Problem to solve
Repeat exactly the lines running from the first line of the data to the line containing "</style></head><body>", both ends included, and nothing else; drop the pictures.

————

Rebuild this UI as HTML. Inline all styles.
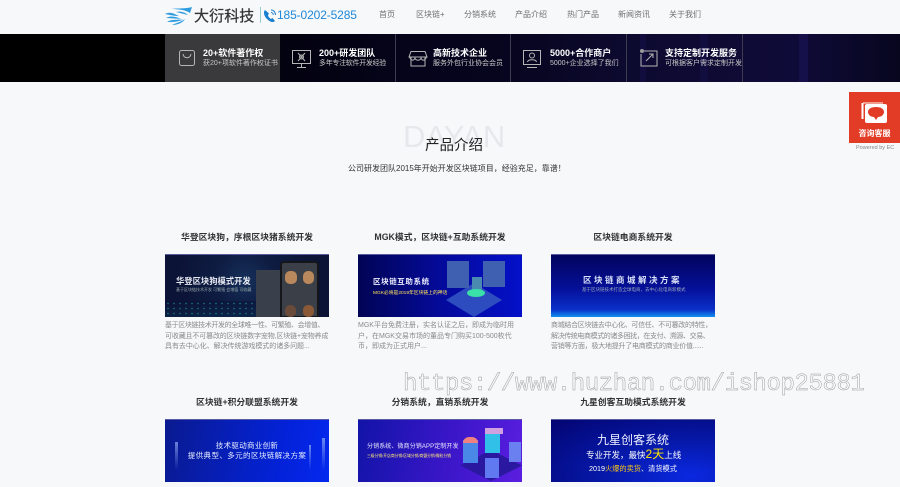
<!DOCTYPE html>
<html lang="zh"><head><meta charset="utf-8"><title>大衍科技</title>
<style>
*{margin:0;padding:0;box-sizing:border-box}
html,body{width:900px;height:487px;overflow:hidden;background:#f6f8fa}
body{position:relative;font-family:"Liberation Sans","Noto Sans CJK SC",sans-serif}
.a{position:absolute;white-space:nowrap}
.nav{top:9px;font-size:8px;color:#707070;line-height:12px}
.band{left:0;top:34px;width:900px;height:48px;background:linear-gradient(90deg,#000 0,#000 165px,#03020f 280px,#05041a 400px,#07051f 510px,#0d0a30 630px,#0f0b38 800px,#0a0828 860px,#07061e 900px)}
.stripe{top:34px;height:48px;background:#15104a}
.div{top:34px;width:1px;height:48px;background:#3c3c50}
.t1{top:47px;font-size:9px;font-weight:bold;color:#fff;line-height:13px}
.t2{top:58px;font-size:7px;color:#c8c8c8;line-height:11px}
.ic{top:44px;width:28px;height:28px}
.h{font-size:8.800px;font-weight:bold;color:#333;line-height:13px;text-align:center;width:164px}
.img{width:164px;height:63px;overflow:hidden;border-top:1px solid #5a5aa0}
.img span,.img i{position:absolute;white-space:nowrap;font-style:normal}
.img div{position:absolute}
.p{font-size:7px;line-height:10.700px;color:#8a8a8a}
.p div{white-space:nowrap}
</style></head><body>

<svg class="a" style="left:165px;top:6px" width="28" height="19" viewBox="0 0 28 19">
<path d="M0 8C6 5 9 8 14 10C9 10 5 9 0 8ZM1 12C6 9 11 11 16 12.500C11 13 6 12 1 12ZM2 16C7 13 12 14 18 13.500C13 16 7 16 2 16ZM7 19C11 17 16 16 20 13C18 17 12 19 7 19ZM6 3C13 2 20 3 27 1L25 7C21 4 13 3 6 3ZM11 6C15 5 20 6 23 9C19 8 15 7 11 6Z" fill="#2f9ce0"/></svg>
<div class="a" style="left:194px;top:7px;font-size:15px;line-height:20px;color:#333;-webkit-text-stroke:.25px #333;letter-spacing:.1px">大衍科技</div>
<div class="a" style="left:260px;top:7px;width:1px;height:16px;background:#9cc"></div>
<svg class="a" style="left:263px;top:8px" width="14" height="15" viewBox="0 0 14 15"><path d="M2 2C0 4 1 8 4 11C7 14 10 15 12 13L9.500 10L8 11C6 10 5 8 5 7L6 5.500Z" fill="#1a7fd0"/><path d="M8 2C10.500 2 12.500 4 12.500 7M8 4.500C9.300 4.500 10.300 5.500 10.300 7" stroke="#1a7fd0" fill="none"/></svg>
<div class="a" style="left:277px;top:7px;font-size:12px;line-height:17px;color:#1f88d8;letter-spacing:-.12px">185-0202-5285</div>
<div class="a nav" style="left:379px">首页</div>
<div class="a nav" style="left:416px">区块链+</div>
<div class="a nav" style="left:464px">分销系统</div>
<div class="a nav" style="left:515px">产品介绍</div>
<div class="a nav" style="left:567px">热门产品</div>
<div class="a nav" style="left:618px">新闻资讯</div>
<div class="a nav" style="left:669px">关于我们</div>

<div class="a band"></div>
<div class="a stripe" style="left:799px;width:9px"></div>
<div class="a stripe" style="left:640px;width:6px;background:#110d3e"></div>
<div class="a stripe" style="left:700px;width:8px;background:#110d3e"></div>
<div class="a" style="left:165px;top:34px;width:115px;height:48px;background:#3a3a3c"></div>
<div class="a div" style="left:395px"></div>
<div class="a div" style="left:510px"></div>
<div class="a div" style="left:626px"></div>
<div class="a div" style="left:742px"></div>

<svg class="a ic" style="left:176px" viewBox="0 0 28 28" fill="none" stroke="#b5b5b5"><rect x="3.500" y="6.500" width="15" height="15" rx="2"/><path d="M7 10C8 15 14 15 15 10"/></svg>
<div class="a t1" style="left:203px">20+软件著作权</div>
<div class="a t2" style="left:203px">获20+项软件著作权证书</div>
<svg class="a ic" style="left:291px" viewBox="0 0 28 28" fill="none" stroke="#b5b5b5"><rect x="1.500" y="6.500" width="18" height="13"/><path d="M10.500 19.500V23M6 23.500H15M7 9L14 17M14 9L7 17"/><circle cx="10.500" cy="13" r="2"/></svg>
<div class="a t1" style="left:319px">200+研发团队</div>
<div class="a t2" style="left:319px;letter-spacing:-.3px">多年专注软件开发经验</div>
<svg class="a ic" style="left:408px" viewBox="0 0 28 28" fill="none" stroke="#b5b5b5"><path d="M3 7.500H17L19 13H1ZM3 13V22H17V13M1.500 13C3 17 6 17 7 14C8 17 12 17 13 14C14 17 17 17 18.500 13"/></svg>
<div class="a t1" style="left:433px">高新技术企业</div>
<div class="a t2" style="left:433px">服务外包行业协会会员</div>
<svg class="a ic" style="left:521px" viewBox="0 0 28 28" fill="none" stroke="#b5b5b5"><rect x="2.500" y="6.500" width="17" height="14"/><circle cx="11" cy="11.500" r="2.500"/><path d="M6.500 18C7 15 15 15 15.500 18M6 23.500H16"/></svg>
<div class="a t1" style="left:550px">5000+合作商户</div>
<div class="a t2" style="left:550px">5000+企业选择了我们</div>
<svg class="a ic" style="left:638px" viewBox="0 0 28 28" fill="none" stroke="#b5b5b5"><path d="M6 7H19V22H3V10"/><path d="M8 17L15 10M11 10H15V14"/><circle cx="4" cy="7" r="2" fill="#999" stroke="none"/></svg>
<div class="a t1" style="left:665px">支持定制开发服务</div>
<div class="a t2" style="left:665px">可根据客户需求定制开发</div>

<div class="a" style="left:403px;top:118px;font-size:31px;line-height:38px;color:#e6e8ec">DAYAN</div>
<div class="a" style="left:425px;top:136px;font-size:14.500px;line-height:20px;color:#222">产品介绍</div>
<div class="a" style="left:348px;top:162px;font-size:8px;line-height:13px;color:#333">公司研发团队2015年开始开发区块链项目，经验充足，靠谱！</div>

<div class="a h" style="left:165px;top:231px">华登区块狗，序根区块猪系统开发</div>
<div class="a h" style="left:358px;top:231px">MGK模式，区块链+互助系统开发</div>
<div class="a h" style="left:551px;top:231px">区块链电商系统开发</div>

<div class="a img" style="left:165px;top:254px;background:radial-gradient(circle at 80px 25px,#16305a 0,#0e1c42 30px,#0b1336 70px)">
<div style="left:0;bottom:0;width:110px;height:16px;opacity:.55;background:radial-gradient(circle,#2fc0c8 .5px,transparent 1px) 0 0/6px 5px,linear-gradient(180deg,#0b1336,#0c2c50)"></div>
<span style="left:11px;top:20px;font-size:8.300px;font-weight:bold;color:#e6e8f0">华登区块狗模式开发</span>
<span style="left:11px;top:32px;font-size:4px;color:#9aa">基于区块链技术开发 可繁殖 会增值 可收藏</span>
<div style="left:91px;top:15px;width:30px;height:48px;background:#39404c"></div>
<div style="left:115px;top:6px;width:39px;height:57px;background:#3b3f48;border:2px solid #15161a;border-radius:4px 4px 0 0"></div>
<div style="left:120px;top:16px;width:12px;height:13px;background:#b9885c;border-radius:5px"></div>
<div style="left:138px;top:16px;width:11px;height:13px;background:#b9885c;border-radius:5px"></div>
<div style="left:138px;top:50px;width:11px;height:12px;background:#8a5a38;border-radius:5px"></div>
<div style="left:120px;top:50px;width:11px;height:12px;background:#6a4a38;border-radius:5px"></div>
</div>
<div class="a img" style="left:358px;top:254px;background:linear-gradient(90deg,#010454 0,#040a9a 50%,#0410c8 100%)">
<span style="left:15px;top:21px;font-size:7.500px;font-weight:bold;color:#eef;letter-spacing:.6px">区块链互助系统</span>
<span style="left:15px;top:34px;font-size:4.800px;color:#ffe45c">MGK必将是2019年区块链上的神话</span>
<div style="left:88px;top:28px;width:56px;height:34px;background:#2c4cc0;clip-path:polygon(50% 0,100% 50%,50% 100%,0 50%)"></div>
<div style="left:89px;top:6px;width:22px;height:27px;background:#3f5fb0"></div>
<div style="left:125px;top:6px;width:22px;height:26px;background:#3f5fb0"></div>
<div style="left:114px;top:22px;width:10px;height:14px;background:#4a8ab0"></div>
<div style="left:109px;top:34px;width:18px;height:8px;background:#39e0a8;border-radius:50%"></div>
</div>
<div class="a img" style="left:551px;top:254px;background:linear-gradient(180deg,#02045c 0,#05109a 55%,#0a30c8 88%,#0f90f0 100%)">
<span style="left:32px;top:19px;font-size:8.500px;font-weight:bold;color:#d8e0f8;letter-spacing:2.500px">区块链商城解决方案</span>
<span style="left:31px;top:32px;font-size:4.500px;color:#9ab">基于区块链技术打造全球电商，去中心化电商新模式</span>
</div>

<div class="a p" style="left:165px;top:321px"><div style="letter-spacing:-.37px">基于区块链技术开发的全球唯一性、可繁殖、会增值、</div><div style="letter-spacing:-.15px">可收藏且不可篡改的区块链数字宠物,区块链+宠物养成</div><div style="letter-spacing:-.05px">具有去中心化、解决传统游戏模式的诸多问题...</div></div>
<div class="a p" style="left:358px;top:321px"><div>MGK平台免费注册，实名认证之后，即成为临时用</div><div>户，在MGK交易市场的董品专门购买100-500枚代</div><div>币，即成为正式用户...</div></div>
<div class="a p" style="left:551px;top:321px"><div style="letter-spacing:-.3px">商城结合区块链去中心化、可信任、不可篡改的特性，</div><div style="letter-spacing:-.4px">解决传统电商模式的诸多困扰，在支付、溯源、交易、</div><div style="letter-spacing:-.25px">营销等方面，极大地提升了电商模式的商业价值......</div></div>

<div class="a h" style="left:165px;top:396px">区块链+积分联盟系统开发</div>
<div class="a h" style="left:358px;top:396px">分销系统，直销系统开发</div>
<div class="a h" style="left:551px;top:396px">九星创客互助模式系统开发</div>

<div class="a img" style="left:165px;top:419px;background:linear-gradient(100deg,#0a1a90 0,#0322d8 70%,#0428ee 100%);text-align:center">
<div style="left:10px;top:22px;width:3px;height:28px;background:linear-gradient(180deg,#6a80d8,transparent)"></div>
<div style="left:157px;top:18px;width:3px;height:32px;background:linear-gradient(180deg,#6a88f0,transparent)"></div>
<div style="left:144px;top:25px;width:2px;height:25px;background:linear-gradient(180deg,#6a88f0,transparent)"></div>
<span style="left:0;width:164px;top:20px;font-size:7.500px;color:#e6ecff;letter-spacing:.3px">技术驱动商业创新</span>
<span style="left:0;width:164px;top:30px;font-size:7.500px;color:#e6ecff;letter-spacing:.4px">提供典型、多元的区块链解决方案</span>
</div>
<div class="a img" style="left:358px;top:419px;background:linear-gradient(100deg,#1214a8 0,#3a16c8 55%,#5a1ee0 100%)">
<span style="left:9px;top:21px;font-size:6px;color:#e8e8ff;letter-spacing:.1px">分销系统、微商分销APP定制开发</span>
<span style="left:9px;top:34px;font-size:3.800px;color:#ffe97a">三级分销/开店商分销/区域分销/商盟分销/微粒分销</span>
<div style="left:102px;top:30px;width:62px;height:31px;background:#2a18a0;clip-path:polygon(50% 0,100% 50%,50% 100%,0 50%)"></div>
<div style="left:105px;top:20px;width:15px;height:23px;background:#4a88e8"></div>
<div style="left:105px;top:17px;width:15px;height:6px;background:#f08080;border-radius:6px 6px 0 0"></div>
<div style="left:127px;top:13px;width:15px;height:20px;background:#30c0e8"></div>
<div style="left:127px;top:8px;width:18px;height:6px;background:#d0a0e0"></div>
<div style="left:127px;top:38px;width:14px;height:20px;background:#6078f0"></div>
<div style="left:151px;top:22px;width:12px;height:20px;background:#6a80f0"></div>
</div>
<div class="a img" style="left:551px;top:419px;background:radial-gradient(ellipse at 85% 90%,#0a28e0 0,#0618a8 45%,#030470 100%)">
<span style="left:0;width:164px;text-align:center;top:11px;font-size:12px;color:#eef0ff">九星创客系统</span>
<span style="left:35px;top:27px;font-size:8.500px;line-height:14px;color:#fff">专业开发，最快<b style="color:#ffe600;font-size:12px;font-weight:normal">2天</b>上线</span>
<span style="left:38px;top:44px;font-size:7.200px;color:#fff">2019<b style="color:#f5c518;font-weight:normal">火爆的卖货</b>、清货模式</span>
</div>

<div class="a" style="left:849px;top:92px;width:51px;height:51px;background:#e23c26"></div>
<svg class="a" style="left:861px;top:100px" width="28" height="27" viewBox="0 0 28 27"><path d="M2 3H22" stroke="#fff"/><path d="M1.500 3V19" stroke="#fff" stroke-width="2"/><rect x="4" y="4" width="22" height="19" rx="2" fill="#fff"/><path d="M15 7C10 7 7 9 7 12C7 15 10 17 13 17L15 20L17 17C20 17 23 15 23 12C23 9 20 7 15 7Z" fill="#e23c26"/></svg>
<div class="a" style="left:849px;top:128px;width:51px;text-align:center;font-size:8px;font-weight:bold;line-height:12px;color:#fff">咨询客服</div>
<div class="a" style="left:856px;top:145px;font-size:5.500px;line-height:7px;color:#888">Powered by EC</div>

<div class="a" style="left:403px;top:371px;font-family:'Liberation Mono',monospace;font-size:24px;line-height:28px;letter-spacing:-.42px;color:#f6f8fa;-webkit-text-stroke:.45px #999">https://www.huzhan.com/ishop25881</div>
</body></html>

————

Final answer
Rebuild this UI as HTML. Inline all styles.
<!DOCTYPE html>
<html lang="zh"><head><meta charset="utf-8"><title>大衍科技</title>
<style>
*{margin:0;padding:0;box-sizing:border-box}
html,body{width:900px;height:487px;overflow:hidden;background:#f6f8fa}
body{position:relative;font-family:"Liberation Sans","Noto Sans CJK SC",sans-serif}
.a{position:absolute;white-space:nowrap}
.nav{top:9px;font-size:8px;color:#707070;line-height:12px}
.band{left:0;top:34px;width:900px;height:48px;background:linear-gradient(90deg,#000 0,#000 165px,#03020f 280px,#05041a 400px,#07051f 510px,#0d0a30 630px,#0f0b38 800px,#0a0828 860px,#07061e 900px)}
.stripe{top:34px;height:48px;background:#15104a}
.div{top:34px;width:1px;height:48px;background:#3c3c50}
.t1{top:47px;font-size:9px;font-weight:bold;color:#fff;line-height:13px}
.t2{top:58px;font-size:7px;color:#c8c8c8;line-height:11px}
.ic{top:44px;width:28px;height:28px}
.h{font-size:8.800px;font-weight:bold;color:#333;line-height:13px;text-align:center;width:164px}
.img{width:164px;height:63px;overflow:hidden;border-top:1px solid #5a5aa0}
.img span,.img i{position:absolute;white-space:nowrap;font-style:normal}
.img div{position:absolute}
.p{font-size:7px;line-height:10.700px;color:#8a8a8a}
.p div{white-space:nowrap}
</style></head><body>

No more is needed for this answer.